La société de communication de Bastien Millot et de Guy Alvès est devenue la principale prestataire de l'UMP. Grâce à Lavrilleux, Bygmalion décroche au grand jour un contrat de formation et de mediatraining pour des élus de l'UMP, alors même qu'il existe, en interne, un organisme ad hoc chargé lui aussi de la formation des élus. En épluchant les statuts de la société, Le Point a découvert, parmi les actionnaires, le holding familial d'Emmanuel Limido, un gestionnaire de fonds qui avait servi d'intermédiaire entre le ministre du budget et le Qatar dans la vente de deux joyaux immobiliers de l'Etat. A l'UMP, personne n'est au courant.

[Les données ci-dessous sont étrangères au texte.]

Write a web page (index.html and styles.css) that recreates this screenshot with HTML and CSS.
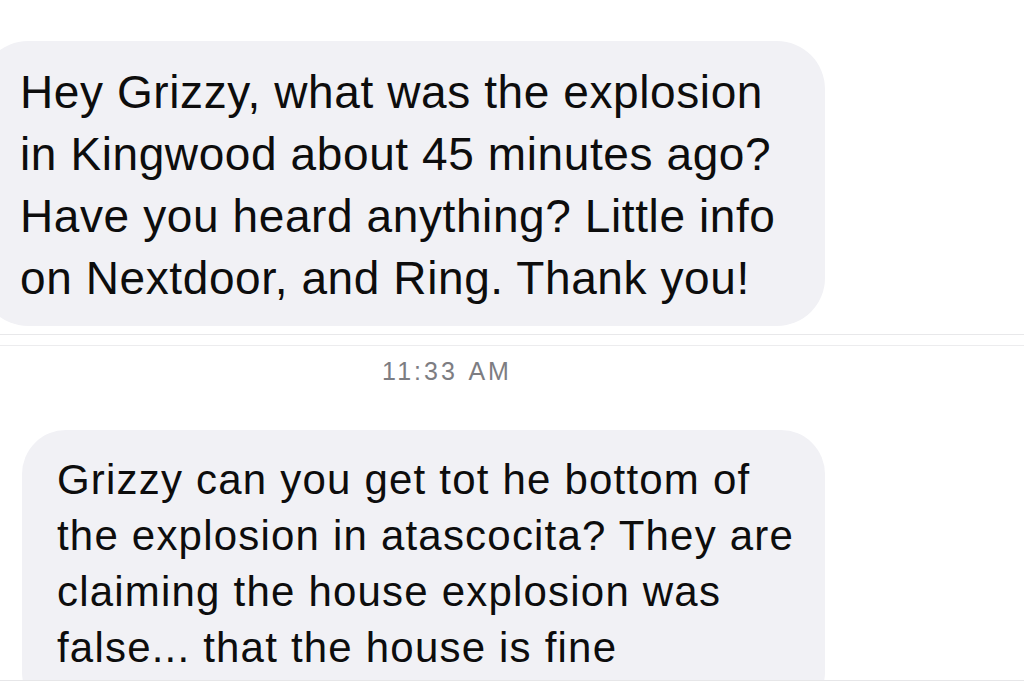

La première fois qu'on avait vu Lavrilleux au grand jour, c'était lors du blietzkrieg sanglant qui avait déchiré le parti, à l'automne 2012. Sur BFM-TV, où la guerre pour la direction du mouvement se livrait en direct, on l'avait vu à l'écran, ventre creux et barbe de trois jours comme après un siège, accuser François Fillon de trucage. Cette semaine, dans le hall de l'UMP, Jérôme Lavrilleux est cette fois venu démentir les assertions du Point et promettre qu'Hervé Temime, l'avocat de Jean-François Copé, allait assigner le magazine. A sa suite, sur les écrans, sont apparus Bastien Millot et Guy Alvès. Ces lieutenants que le grand public découvre, à quelques mois des 50 ans de leur patron, dans un curieux parfum d'argent, de course au pouvoir et d'imprudences.